As a measure of how Main Street is reacting to the stock market rally, we just need to check out some of the popular forums. I recently saw in a forum that discussions about withdrawing home equity for investments is becoming a hot topic again.
I can understand the speculative fervor, after all the stock market is going gang-busters (the rally started in March and shows no sign of dying down after 16 weeks ). At this moment, money seems to be growing on trees, just plonk your money into equities and it is hard not to make money.
Clearly, investors will seek all kinds of leverage to maximise their profits during this "window" of opportunity where fundamentals don't matter. But have we already forgotten the misery from the financial crisis when some of us flirted with financial ruin while those who are more prudent also saw their hard-earned wealth decimated?
More specifically, is it wise to use a home equity loan to speculate or invest in securities? First let's understand the types of home equity loans available.
Types of Home Equity Loans
There are two types of home equity loans: term loans and lines of credit. The former is a one-time lump sum paid off over a predetermined time period, at a predetermined rate of interest.
A home equity line of credit (HELOC) sets a maximum amount for the line and lets the borrower withdraw money up to that point. The interest rate on a HELOC is usually variable and there are minimum requirements (in terms of time and amount) for paying back the principal.
Home Equity Loan Is A Gamble
As far as I am concerned, taking out home equity is a gamble, even if you sugar-coat it as a form of investment. There are risks associated with any investment, nobody can guarantee you make money or preserve your principal. And the basic rule is the higher the returns, then the risker the investment.
If your investment goes sour and you lose a substantial portion of the home equity loan, the collateral supporting the loan (house) is also compromised. That is a terrible fate if you have spent your adult lifetime amassing the equity in your house. In the worst case scenario, you could end up on the streets when you cannot make good on the loan payments as they fall due.
Before you undertake any investments, first evaluate the interest rate on your home equity loan. For example, if your rate is at 5%, then your investment must yield more than 5% or they are not worth the trouble.
One of the advantage being bandied out is that the interest you pay on your home equity loan is tax deductible, thus giving you a "theoretically" higher rate. But you have to remember that the home equity loan must be used for home improvements in order to qualify for the IRS home mortgage interest tax deduction. Using it for other purposes and then claiming that interest may get you penalized.
The next consideration is that payment for the home equity loan is most likely to be monthly. Hence, if your investments do not payout monthly, you will have to fork out home equity loan payment from somewhere else like your savings or the lump sum.

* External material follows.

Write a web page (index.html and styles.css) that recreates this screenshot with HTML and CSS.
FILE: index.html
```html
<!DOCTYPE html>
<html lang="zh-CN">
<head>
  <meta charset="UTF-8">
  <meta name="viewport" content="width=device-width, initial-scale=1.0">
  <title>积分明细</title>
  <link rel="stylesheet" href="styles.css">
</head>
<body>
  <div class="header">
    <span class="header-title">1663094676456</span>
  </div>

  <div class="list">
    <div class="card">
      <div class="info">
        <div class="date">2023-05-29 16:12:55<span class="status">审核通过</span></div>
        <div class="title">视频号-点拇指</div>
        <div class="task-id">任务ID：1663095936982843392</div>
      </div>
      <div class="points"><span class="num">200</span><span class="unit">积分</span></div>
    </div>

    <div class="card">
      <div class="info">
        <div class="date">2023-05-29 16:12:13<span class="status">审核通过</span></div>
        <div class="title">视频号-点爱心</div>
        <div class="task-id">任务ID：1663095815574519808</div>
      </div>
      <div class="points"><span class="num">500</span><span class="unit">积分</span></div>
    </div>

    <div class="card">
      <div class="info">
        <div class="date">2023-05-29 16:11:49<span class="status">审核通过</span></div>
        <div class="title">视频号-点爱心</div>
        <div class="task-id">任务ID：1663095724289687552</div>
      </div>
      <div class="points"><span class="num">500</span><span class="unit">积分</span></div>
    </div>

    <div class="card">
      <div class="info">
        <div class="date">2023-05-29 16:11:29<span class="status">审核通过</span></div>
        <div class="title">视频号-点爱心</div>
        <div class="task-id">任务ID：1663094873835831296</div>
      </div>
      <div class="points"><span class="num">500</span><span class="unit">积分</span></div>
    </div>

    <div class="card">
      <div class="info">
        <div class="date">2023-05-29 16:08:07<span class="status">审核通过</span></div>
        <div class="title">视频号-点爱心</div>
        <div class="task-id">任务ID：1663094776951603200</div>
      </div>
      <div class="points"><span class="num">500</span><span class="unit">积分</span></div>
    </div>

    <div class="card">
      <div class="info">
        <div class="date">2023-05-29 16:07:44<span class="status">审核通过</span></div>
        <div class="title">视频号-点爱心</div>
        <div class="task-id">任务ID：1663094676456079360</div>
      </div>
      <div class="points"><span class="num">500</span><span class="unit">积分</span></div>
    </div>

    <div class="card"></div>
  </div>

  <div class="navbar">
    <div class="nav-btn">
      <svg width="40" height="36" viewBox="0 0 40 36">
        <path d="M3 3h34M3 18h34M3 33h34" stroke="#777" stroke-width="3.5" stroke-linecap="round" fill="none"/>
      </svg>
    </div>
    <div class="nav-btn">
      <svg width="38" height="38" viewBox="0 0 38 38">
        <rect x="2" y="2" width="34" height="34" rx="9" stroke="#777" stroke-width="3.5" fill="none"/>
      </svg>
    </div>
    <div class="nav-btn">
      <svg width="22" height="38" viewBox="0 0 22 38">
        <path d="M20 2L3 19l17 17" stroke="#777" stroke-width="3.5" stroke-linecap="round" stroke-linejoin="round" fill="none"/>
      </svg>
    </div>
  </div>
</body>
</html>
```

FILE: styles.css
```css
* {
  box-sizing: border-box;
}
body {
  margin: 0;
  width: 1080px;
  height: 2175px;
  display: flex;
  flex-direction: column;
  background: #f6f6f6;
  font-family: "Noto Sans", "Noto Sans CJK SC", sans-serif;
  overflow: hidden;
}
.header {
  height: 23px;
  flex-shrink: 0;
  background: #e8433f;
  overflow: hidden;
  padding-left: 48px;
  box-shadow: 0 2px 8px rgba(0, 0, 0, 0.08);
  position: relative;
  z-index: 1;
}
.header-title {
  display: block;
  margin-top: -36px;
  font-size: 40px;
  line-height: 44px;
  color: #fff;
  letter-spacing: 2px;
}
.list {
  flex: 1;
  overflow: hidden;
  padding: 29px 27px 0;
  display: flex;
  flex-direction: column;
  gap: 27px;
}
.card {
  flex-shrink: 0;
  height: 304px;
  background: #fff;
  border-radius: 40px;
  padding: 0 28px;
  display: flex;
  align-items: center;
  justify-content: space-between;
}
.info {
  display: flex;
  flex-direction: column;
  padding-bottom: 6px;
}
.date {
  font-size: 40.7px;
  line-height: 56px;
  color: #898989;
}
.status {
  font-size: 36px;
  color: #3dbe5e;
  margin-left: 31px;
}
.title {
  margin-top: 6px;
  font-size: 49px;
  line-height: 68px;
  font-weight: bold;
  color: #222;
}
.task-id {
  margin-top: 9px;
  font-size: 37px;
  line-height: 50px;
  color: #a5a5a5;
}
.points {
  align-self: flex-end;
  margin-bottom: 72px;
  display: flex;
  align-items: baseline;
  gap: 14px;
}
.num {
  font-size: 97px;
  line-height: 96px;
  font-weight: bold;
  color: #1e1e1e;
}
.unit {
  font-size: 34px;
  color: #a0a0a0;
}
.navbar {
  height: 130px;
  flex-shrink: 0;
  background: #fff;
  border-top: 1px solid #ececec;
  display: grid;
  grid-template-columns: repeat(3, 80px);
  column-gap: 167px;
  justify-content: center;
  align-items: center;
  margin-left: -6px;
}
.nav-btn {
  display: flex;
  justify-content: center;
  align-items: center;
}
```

You should also make sure interest on your home equity loan is not a variable amount; if it is, you will need to watch it so that it doesn't go up high enough to wipe out your profits. With the possibility of the Federal Reserve raising the rates once the economy is on a firmer footing, this would be a concern of mine.
There are other options available if you need money to invest in stocks, and they don’t involve the risk of losing your home. However, if you are knowledgable and financially stable (able to cover your mortgage payments from salary rather than investments), the home-equity gamble might be a way to secure low-interest money to use to invest in securities.